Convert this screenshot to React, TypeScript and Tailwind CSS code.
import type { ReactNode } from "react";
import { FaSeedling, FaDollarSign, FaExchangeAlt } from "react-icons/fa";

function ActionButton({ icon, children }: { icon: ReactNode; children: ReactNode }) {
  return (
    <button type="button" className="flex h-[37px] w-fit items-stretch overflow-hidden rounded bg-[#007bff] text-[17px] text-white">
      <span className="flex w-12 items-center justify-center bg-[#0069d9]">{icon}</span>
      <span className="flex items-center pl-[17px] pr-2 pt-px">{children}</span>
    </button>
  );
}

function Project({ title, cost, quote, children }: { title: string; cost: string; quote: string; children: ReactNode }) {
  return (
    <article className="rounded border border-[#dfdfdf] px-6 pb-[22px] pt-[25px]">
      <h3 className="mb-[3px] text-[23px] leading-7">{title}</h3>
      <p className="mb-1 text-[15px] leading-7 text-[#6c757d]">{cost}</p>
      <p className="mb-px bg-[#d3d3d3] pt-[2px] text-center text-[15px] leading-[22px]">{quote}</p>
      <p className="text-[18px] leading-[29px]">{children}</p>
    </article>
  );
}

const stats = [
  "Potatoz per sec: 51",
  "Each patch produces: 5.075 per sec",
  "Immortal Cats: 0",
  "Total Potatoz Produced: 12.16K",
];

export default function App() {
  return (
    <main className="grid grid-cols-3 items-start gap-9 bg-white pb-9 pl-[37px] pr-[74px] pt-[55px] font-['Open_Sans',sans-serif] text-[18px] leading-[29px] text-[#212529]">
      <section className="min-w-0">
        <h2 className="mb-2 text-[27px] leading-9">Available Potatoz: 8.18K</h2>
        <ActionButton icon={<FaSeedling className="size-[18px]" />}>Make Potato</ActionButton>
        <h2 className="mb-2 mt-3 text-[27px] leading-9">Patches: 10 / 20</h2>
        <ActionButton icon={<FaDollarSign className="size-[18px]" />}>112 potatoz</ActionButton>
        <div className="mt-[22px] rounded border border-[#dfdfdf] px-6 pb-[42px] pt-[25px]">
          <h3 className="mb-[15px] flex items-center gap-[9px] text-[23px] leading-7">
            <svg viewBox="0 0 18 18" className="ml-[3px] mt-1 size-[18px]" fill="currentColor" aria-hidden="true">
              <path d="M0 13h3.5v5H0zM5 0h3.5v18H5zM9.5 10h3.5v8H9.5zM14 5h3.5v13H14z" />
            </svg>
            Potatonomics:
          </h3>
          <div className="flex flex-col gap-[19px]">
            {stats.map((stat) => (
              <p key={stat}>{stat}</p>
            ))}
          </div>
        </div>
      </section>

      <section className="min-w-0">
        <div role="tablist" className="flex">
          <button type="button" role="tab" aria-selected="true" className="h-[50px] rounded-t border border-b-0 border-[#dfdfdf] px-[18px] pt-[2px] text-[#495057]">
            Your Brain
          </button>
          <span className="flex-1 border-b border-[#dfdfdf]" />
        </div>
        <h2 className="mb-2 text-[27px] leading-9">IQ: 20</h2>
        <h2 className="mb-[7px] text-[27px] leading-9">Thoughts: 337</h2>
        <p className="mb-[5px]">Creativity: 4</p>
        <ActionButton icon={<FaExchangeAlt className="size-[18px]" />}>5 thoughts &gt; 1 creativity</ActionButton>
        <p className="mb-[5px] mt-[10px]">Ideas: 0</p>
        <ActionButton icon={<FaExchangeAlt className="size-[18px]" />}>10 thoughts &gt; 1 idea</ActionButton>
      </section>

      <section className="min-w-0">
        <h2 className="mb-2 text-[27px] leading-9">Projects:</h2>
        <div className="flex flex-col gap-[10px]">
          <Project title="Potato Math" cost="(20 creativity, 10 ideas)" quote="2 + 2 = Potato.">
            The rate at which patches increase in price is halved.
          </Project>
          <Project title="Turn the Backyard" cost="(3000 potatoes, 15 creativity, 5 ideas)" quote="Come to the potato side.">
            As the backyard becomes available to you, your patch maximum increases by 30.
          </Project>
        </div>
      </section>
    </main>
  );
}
■ ■ ■ ■ ■ ■ ■
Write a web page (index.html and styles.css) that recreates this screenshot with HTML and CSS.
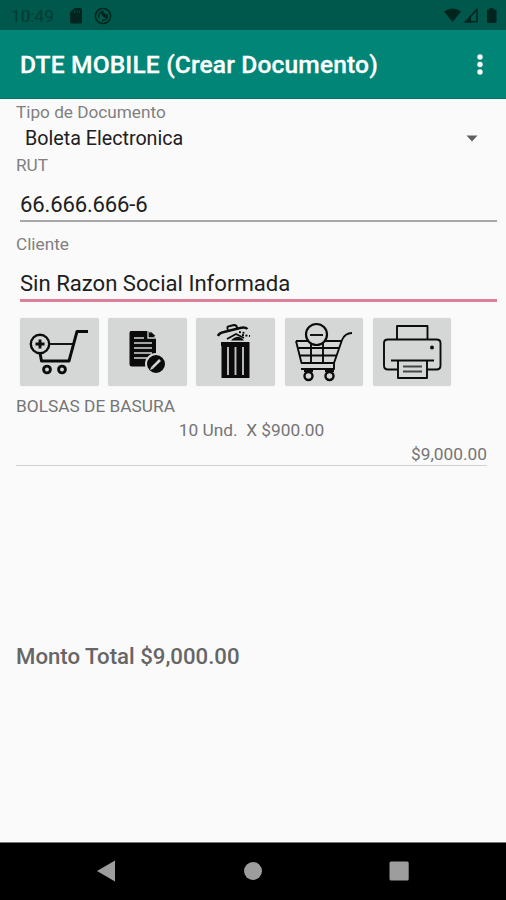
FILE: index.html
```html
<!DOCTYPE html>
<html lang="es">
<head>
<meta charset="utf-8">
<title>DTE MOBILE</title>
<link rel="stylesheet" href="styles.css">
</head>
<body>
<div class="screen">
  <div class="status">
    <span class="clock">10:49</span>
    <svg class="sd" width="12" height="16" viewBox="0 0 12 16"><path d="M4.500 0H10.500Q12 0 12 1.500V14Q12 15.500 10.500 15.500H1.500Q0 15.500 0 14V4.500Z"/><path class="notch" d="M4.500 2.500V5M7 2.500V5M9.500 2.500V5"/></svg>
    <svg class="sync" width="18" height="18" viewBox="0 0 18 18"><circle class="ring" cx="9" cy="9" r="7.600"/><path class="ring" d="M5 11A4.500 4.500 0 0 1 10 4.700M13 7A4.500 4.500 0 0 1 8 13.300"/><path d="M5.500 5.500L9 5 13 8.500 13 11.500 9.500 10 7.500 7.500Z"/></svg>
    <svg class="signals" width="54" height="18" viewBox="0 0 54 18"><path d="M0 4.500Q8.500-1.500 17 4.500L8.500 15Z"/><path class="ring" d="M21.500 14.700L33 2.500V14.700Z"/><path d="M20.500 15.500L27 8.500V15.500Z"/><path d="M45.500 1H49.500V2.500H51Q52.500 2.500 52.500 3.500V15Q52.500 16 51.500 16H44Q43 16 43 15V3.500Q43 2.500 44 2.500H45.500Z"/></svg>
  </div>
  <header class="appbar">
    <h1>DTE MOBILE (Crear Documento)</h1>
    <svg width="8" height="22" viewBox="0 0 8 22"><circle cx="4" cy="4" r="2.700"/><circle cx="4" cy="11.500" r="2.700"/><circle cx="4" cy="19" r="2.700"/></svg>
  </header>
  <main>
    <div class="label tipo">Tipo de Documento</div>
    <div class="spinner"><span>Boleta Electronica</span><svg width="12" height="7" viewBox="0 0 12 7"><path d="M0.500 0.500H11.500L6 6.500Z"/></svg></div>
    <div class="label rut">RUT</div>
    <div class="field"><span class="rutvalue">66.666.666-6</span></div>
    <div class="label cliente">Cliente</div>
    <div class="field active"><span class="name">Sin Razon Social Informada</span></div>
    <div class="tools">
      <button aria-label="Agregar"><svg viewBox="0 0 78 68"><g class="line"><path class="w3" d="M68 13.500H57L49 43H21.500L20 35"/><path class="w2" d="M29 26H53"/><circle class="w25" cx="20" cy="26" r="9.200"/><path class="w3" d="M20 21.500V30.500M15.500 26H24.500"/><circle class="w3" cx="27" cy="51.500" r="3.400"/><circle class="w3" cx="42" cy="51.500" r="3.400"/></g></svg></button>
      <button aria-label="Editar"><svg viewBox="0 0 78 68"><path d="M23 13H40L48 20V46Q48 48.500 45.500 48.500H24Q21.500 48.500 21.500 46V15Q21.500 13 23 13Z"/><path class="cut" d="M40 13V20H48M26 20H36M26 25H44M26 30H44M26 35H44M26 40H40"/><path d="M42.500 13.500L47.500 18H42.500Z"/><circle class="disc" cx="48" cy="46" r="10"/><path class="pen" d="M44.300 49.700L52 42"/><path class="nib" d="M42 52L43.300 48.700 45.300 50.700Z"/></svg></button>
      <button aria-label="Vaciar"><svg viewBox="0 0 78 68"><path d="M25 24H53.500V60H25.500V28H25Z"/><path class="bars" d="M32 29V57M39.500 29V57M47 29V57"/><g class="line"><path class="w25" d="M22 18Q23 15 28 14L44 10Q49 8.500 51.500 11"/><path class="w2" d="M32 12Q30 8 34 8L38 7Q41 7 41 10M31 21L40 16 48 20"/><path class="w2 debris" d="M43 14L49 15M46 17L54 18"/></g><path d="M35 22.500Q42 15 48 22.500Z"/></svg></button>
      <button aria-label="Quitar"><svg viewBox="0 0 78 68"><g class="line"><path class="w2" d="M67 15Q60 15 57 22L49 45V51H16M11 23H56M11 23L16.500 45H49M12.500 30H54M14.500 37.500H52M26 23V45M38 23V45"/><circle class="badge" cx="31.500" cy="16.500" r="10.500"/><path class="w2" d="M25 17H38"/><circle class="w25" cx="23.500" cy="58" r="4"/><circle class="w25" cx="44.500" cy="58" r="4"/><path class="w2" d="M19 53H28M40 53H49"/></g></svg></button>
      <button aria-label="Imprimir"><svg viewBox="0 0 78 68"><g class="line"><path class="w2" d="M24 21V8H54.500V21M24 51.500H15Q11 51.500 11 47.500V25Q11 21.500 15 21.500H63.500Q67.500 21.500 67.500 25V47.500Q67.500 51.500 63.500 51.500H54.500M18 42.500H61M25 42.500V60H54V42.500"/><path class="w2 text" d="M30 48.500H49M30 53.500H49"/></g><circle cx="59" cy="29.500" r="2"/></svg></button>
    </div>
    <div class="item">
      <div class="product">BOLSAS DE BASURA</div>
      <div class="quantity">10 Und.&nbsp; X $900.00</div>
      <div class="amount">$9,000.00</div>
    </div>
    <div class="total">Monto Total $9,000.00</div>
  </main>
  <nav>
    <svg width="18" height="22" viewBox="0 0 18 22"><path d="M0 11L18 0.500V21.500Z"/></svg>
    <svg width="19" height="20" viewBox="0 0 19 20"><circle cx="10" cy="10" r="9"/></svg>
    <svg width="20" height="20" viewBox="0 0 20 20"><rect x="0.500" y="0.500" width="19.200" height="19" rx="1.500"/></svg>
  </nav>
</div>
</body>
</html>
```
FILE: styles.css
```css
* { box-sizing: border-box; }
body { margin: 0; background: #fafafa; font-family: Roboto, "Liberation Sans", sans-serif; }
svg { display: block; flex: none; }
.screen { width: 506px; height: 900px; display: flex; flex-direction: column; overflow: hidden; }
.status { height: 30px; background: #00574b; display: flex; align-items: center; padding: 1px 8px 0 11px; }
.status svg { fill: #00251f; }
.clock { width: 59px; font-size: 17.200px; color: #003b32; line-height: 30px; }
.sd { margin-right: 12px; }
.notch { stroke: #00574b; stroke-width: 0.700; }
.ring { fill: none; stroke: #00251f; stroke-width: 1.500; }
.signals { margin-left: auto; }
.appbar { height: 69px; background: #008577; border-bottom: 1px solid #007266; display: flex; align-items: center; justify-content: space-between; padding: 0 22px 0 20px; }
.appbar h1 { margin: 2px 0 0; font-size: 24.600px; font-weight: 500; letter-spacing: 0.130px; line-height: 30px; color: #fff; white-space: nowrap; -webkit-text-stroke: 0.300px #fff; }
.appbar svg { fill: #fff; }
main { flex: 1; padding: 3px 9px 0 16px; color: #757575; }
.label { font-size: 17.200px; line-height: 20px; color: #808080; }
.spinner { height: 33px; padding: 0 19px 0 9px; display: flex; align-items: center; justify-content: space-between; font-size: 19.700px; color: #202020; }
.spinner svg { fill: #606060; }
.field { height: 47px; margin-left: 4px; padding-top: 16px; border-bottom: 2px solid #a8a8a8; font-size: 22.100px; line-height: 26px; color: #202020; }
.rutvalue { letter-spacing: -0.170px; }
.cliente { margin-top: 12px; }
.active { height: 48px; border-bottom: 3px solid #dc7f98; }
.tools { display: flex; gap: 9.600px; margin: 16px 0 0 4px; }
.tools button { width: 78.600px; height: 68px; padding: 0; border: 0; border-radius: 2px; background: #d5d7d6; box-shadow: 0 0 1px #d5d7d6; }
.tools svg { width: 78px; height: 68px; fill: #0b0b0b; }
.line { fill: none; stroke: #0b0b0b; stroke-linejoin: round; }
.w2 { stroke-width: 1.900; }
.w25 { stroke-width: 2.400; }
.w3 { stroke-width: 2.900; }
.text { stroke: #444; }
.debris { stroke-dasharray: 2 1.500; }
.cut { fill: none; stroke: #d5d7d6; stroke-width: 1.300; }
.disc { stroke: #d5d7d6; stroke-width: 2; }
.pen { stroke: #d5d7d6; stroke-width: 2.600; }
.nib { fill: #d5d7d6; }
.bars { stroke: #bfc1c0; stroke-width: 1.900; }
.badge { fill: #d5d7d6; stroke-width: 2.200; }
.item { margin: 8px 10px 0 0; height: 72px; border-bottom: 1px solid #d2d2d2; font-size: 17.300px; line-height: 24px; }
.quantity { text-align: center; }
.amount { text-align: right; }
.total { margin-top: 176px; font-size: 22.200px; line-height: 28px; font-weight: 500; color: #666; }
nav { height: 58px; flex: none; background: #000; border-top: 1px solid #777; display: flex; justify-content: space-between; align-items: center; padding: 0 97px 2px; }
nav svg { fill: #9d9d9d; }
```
■ ■ ■ ■ ■ ■ ■
- **Stated goal**
Show the lines from the data above that contain the string "this".

- **Reply to the exercise**
Convert this screenshot to React, TypeScript and Tailwind CSS code.
Write a web page (index.html and styles.css) that recreates this screenshot with HTML and CSS.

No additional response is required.